With respect to all government guidelines, including the Merger Guidelines, NAM subcommittee members do not believe that they have, in general, operated to prevent firms from competing more effectively, although individual firms may have had an unhappy experience with respect to some specific transactions. Of course, our members recognize that government guidelines, while useful to the extent they accurately reflect government enforcement intentions, do not have the force of law. If guidelines do not take into account exonerating facts regarding a proposed transaction, or do not accurately reflect the law as applied by the courts, sophisticated firms will rely on the advice of expert antitrust counsel in determining whether or not to proceed. Since no set of guidelines, no matter how artfully drafted, can possibly cover the range of factual variations present in a specific transaction, government guidelines are regarded as helpful -- but limited -- analytical tools.
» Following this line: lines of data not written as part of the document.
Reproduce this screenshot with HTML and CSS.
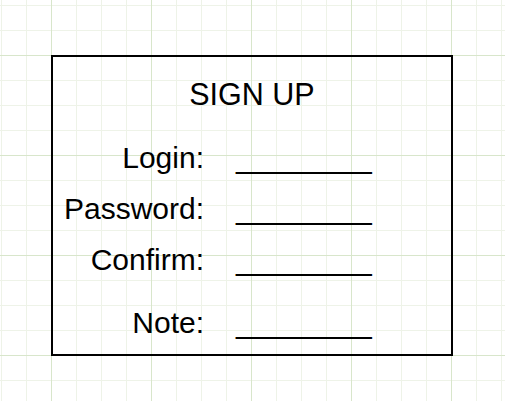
FILE: index.html
```html
<!DOCTYPE html>
<html lang="en">
<head>
  <meta charset="UTF-8">
  <meta name="viewport" content="width=device-width, initial-scale=1.0">
  <title>Sign Up</title>
  <link rel="stylesheet" href="styles.css">
</head>
<body>
  <!-- Sign up mockup on the grid canvas -->
  <div class="signup-box">
    <h1 class="title">SIGN UP</h1>

    <div class="form-rows">
      <span class="label">Login:</span>
      <span class="blank">________</span>

      <span class="label">Password:</span>
      <span class="blank">________</span>

      <span class="label">Confirm:</span>
      <span class="blank">________</span>

      <span class="label note-row">Note:</span>
      <span class="blank note-row">________</span>
    </div>
  </div>
</body>
</html>
```

FILE: styles.css
```css
body {
  margin: 0;
  padding: 55px 0 0 51px;
  min-height: 401px;
  box-sizing: border-box;
  font-family: "Liberation Sans", Arial, sans-serif;
  color: #000;
  background-color: #fff;
  background-image:
    linear-gradient(to right, #d8e6cb 1px, transparent 1px),
    linear-gradient(to bottom, #d8e6cb 1px, transparent 1px),
    linear-gradient(to right, #eef3e8 1px, transparent 1px),
    linear-gradient(to bottom, #eef3e8 1px, transparent 1px);
  background-size: 100px 100px, 100px 100px, 25px 25px, 25px 25px;
  background-position: 51px 55px, 51px 55px, 1px 5px, 1px 5px;
}

.signup-box {
  width: 402px;
  height: 301px;
  box-sizing: border-box;
  border: 2px solid #000;
  padding-top: 20px;
}

.title {
  margin: 0;
  font-size: 30.5px;
  font-weight: normal;
  line-height: 34px;
  text-align: center;
}

.form-rows {
  display: grid;
  grid-template-columns: 151px auto;
  column-gap: 32px;
  row-gap: 16px;
  align-items: baseline;
  margin-top: 29px;
  font-size: 30px;
  line-height: 34px;
}

.label {
  text-align: right;
}

.blank {
  font-size: 30.5px;
}

.note-row {
  margin-top: 12px;
}
```
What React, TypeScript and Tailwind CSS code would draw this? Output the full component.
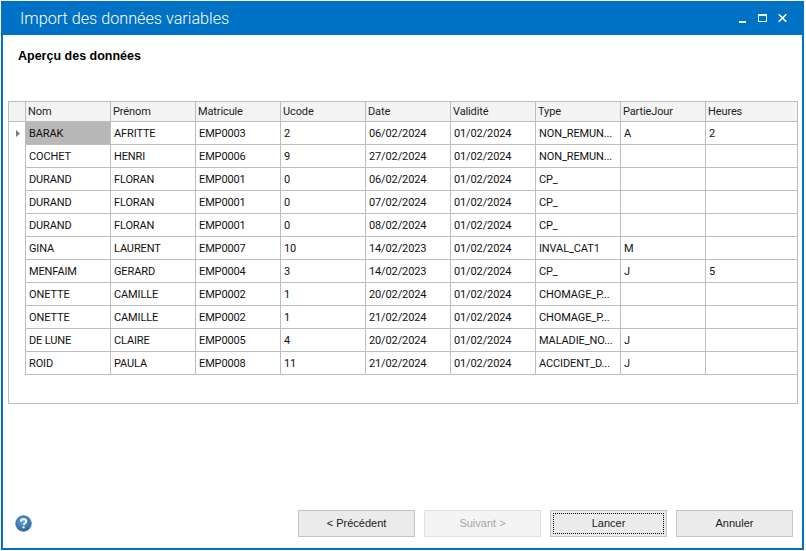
const columns = ["Nom", "Prénom", "Matricule", "Ucode", "Date", "Validité", "Type", "PartieJour", "Heures"];

const rows = [
  ["BARAK", "AFRITTE", "EMP0003", "2", "06/02/2024", "01/02/2024", "NON_REMUN...", "A", "2"],
  ["COCHET", "HENRI", "EMP0006", "9", "27/02/2024", "01/02/2024", "NON_REMUN...", "", ""],
  ["DURAND", "FLORAN", "EMP0001", "0", "06/02/2024", "01/02/2024", "CP_", "", ""],
  ["DURAND", "FLORAN", "EMP0001", "0", "07/02/2024", "01/02/2024", "CP_", "", ""],
  ["DURAND", "FLORAN", "EMP0001", "0", "08/02/2024", "01/02/2024", "CP_", "", ""],
  ["GINA", "LAURENT", "EMP0007", "10", "14/02/2023", "01/02/2024", "INVAL_CAT1", "M", ""],
  ["MENFAIM", "GERARD", "EMP0004", "3", "14/02/2023", "01/02/2024", "CP_", "J", "5"],
  ["ONETTE", "CAMILLE", "EMP0002", "1", "20/02/2024", "01/02/2024", "CHOMAGE_P...", "", ""],
  ["ONETTE", "CAMILLE", "EMP0002", "1", "21/02/2024", "01/02/2024", "CHOMAGE_P...", "", ""],
  ["DE LUNE", "CLAIRE", "EMP0005", "4", "20/02/2024", "01/02/2024", "MALADIE_NO...", "J", ""],
  ["ROID", "PAULA", "EMP0008", "11", "21/02/2024", "01/02/2024", "ACCIDENT_D...", "J", ""],
];

function HelpIcon() {
  return (
    <svg width="17" height="17" viewBox="0 0 17 17">
      <defs>
        <radialGradient id="help" cx="45%" cy="35%" r="70%">
          <stop offset="0%" stopColor="#6fa8dc" />
          <stop offset="100%" stopColor="#1d5f9c" />
        </radialGradient>
      </defs>
      <circle cx="8.5" cy="8.5" r="7.7" fill="url(#help)" stroke="#3d6f99" strokeWidth="1" />
      <path
        d="M5.9 6.6c0-1.5 1.1-2.4 2.7-2.4s2.6.9 2.6 2.1c0 1-.6 1.5-1.3 2-.6.4-.9.7-.9 1.4v.3"
        fill="none"
        stroke="#fff"
        strokeWidth="1.9"
      />
      <rect x="7.5" y="11.3" width="2" height="2" fill="#fff" />
    </svg>
  );
}

function WizardButton({ label, disabled, focused }: { label: string; disabled?: boolean; focused?: boolean }) {
  return (
    <button
      disabled={disabled}
      className={
        disabled
          ? "w-[117px] h-[27px] border border-[#e0e0e0] bg-[#f4f4f4] text-[#a8a8a8] text-[11px] flex items-center justify-center"
          : "w-[117px] h-[27px] border border-[#c4c4c4] bg-[#ebebeb] text-[#1a1a1a] text-[11px] flex items-center justify-center p-[2px]"
      }
    >
      {focused ? (
        <span className="w-full h-full border border-dotted border-black flex items-center justify-center">{label}</span>
      ) : (
        label
      )}
    </button>
  );
}

export default function App() {
  return (
    <div className="w-[806px] h-[551px] bg-white pt-px pl-px pr-[2px] pb-px font-['Liberation_Sans',sans-serif]">
      <div className="w-full h-full flex flex-col border-x-2 border-b-2 border-[#0072c6] bg-white">
        <div className="h-[34px] -mx-[2px] shrink-0 bg-[#0072c6] flex items-center justify-between pl-[19px] pr-[17px]">
          <span className="text-white text-[16.2px] font-light font-['Roboto',sans-serif] pt-[2px]">Import des données variables</span>
          <div className="flex items-center gap-[11px]">
            <svg width="8" height="8" viewBox="0 0 8 8" className="mt-[2px]">
              <rect x="0" y="6" width="7" height="2" fill="#fff" />
            </svg>
            <svg width="9" height="8" viewBox="0 0 9 8">
              <path d="M.5.5h8v7h-8z M0 1.5h9" fill="none" stroke="#fff" strokeWidth="1" />
            </svg>
            <svg width="9" height="8" viewBox="0 0 9 8">
              <path d="M.7.3l7.6 7.4M8.3.3L.7 7.7" fill="none" stroke="#fff" strokeWidth="1.6" />
            </svg>
          </div>
        </div>

        <h1 className="mt-[14px] ml-[15px] h-[15px] text-[12.5px] leading-[15px] font-bold text-black">Aperçu des données</h1>

        <div className="mt-[37px] ml-[5px] w-[790px] h-[303px] border border-[#bdbdbd] text-[11px] leading-none tracking-[-0.12px] text-[#111] font-['Roboto',sans-serif]">
          <div className="grid grid-cols-[17px_repeat(8,85px)_1fr] h-[20px] bg-[#f4f4f4] border-b border-[#bdbdbd]">
            <div className="border-r border-[#bdbdbd]" />
            {columns.map((column, c) => (
              <div
                key={column}
                className={c === 8 ? "pl-[2px] flex items-center text-[#222]" : "border-r border-[#bdbdbd] pl-[2px] flex items-center text-[#222]"}
              >
                {column}
              </div>
            ))}
          </div>
          {rows.map((row, r) => (
            <div key={r} className="grid grid-cols-[17px_repeat(8,85px)_1fr] h-[23px]">
              <div className="border-r border-[#bdbdbd] flex items-center justify-center">
                {r === 0 && (
                  <svg width="4" height="7" viewBox="0 0 4 7" className="ml-[1px]">
                    <path d="M0 0l4 3.5L0 7z" fill="#7a7a7a" />
                  </svg>
                )}
              </div>
              {row.map((cell, c) => (
                <div
                  key={c}
                  className={
                    r === 0 && c === 0
                      ? "border-r border-b border-[#bdbdbd] bg-[#b8b8b8] pl-[3px] flex items-center"
                      : c === 8
                        ? "border-b border-[#bdbdbd] pl-[3px] flex items-center"
                        : "border-r border-b border-[#bdbdbd] pl-[3px] flex items-center"
                  }
                >
                  {cell}
                </div>
              ))}
            </div>
          ))}
        </div>

        <div className="mt-auto mb-[11px] ml-[12px] mr-[9px] flex items-center">
          <HelpIcon />
          <div className="ml-auto flex items-center gap-[9px]">
            <WizardButton label="< Précédent" />
            <WizardButton label="Suivant >" disabled />
            <WizardButton label="Lancer" focused />
            <WizardButton label="Annuler" />
          </div>
        </div>
      </div>
    </div>
  );
}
Predicting government reaction in all situations, with or without guidelines, has never been an exact science, and creative market definitions or new enforcement theories can sometimes lead to unanticipated results. On balance, however, the current situation is preferable to attempting to draft very specific guidelines rigidly adhered to by government enforcement agencies, which would chill potentially procompetitive conduct and result in substantial and unnecessary litigation.
4. Questions Relating to FTC Advisory Opinions
Obviously, some parties regard advisory opinions as desirable, or else FTC advisory opinions or Department of Justice business reviews would never be requested. NAM subcommittee members, however, have used these advanced-review mechanisms only rarely, since the disadvantages were assessed to outweigh the advantages in most situations. Disadvantages include the cost of investigation, delays and the narrow and cautious scope of favorable government reviews.
Most of our members also believe that transactions assessed to be lawful by expert antitrust counsel will ordinarily suffice to protect them against unanticipated government investigation or legal challenge.
Thank you, again, for the opportunity to testify.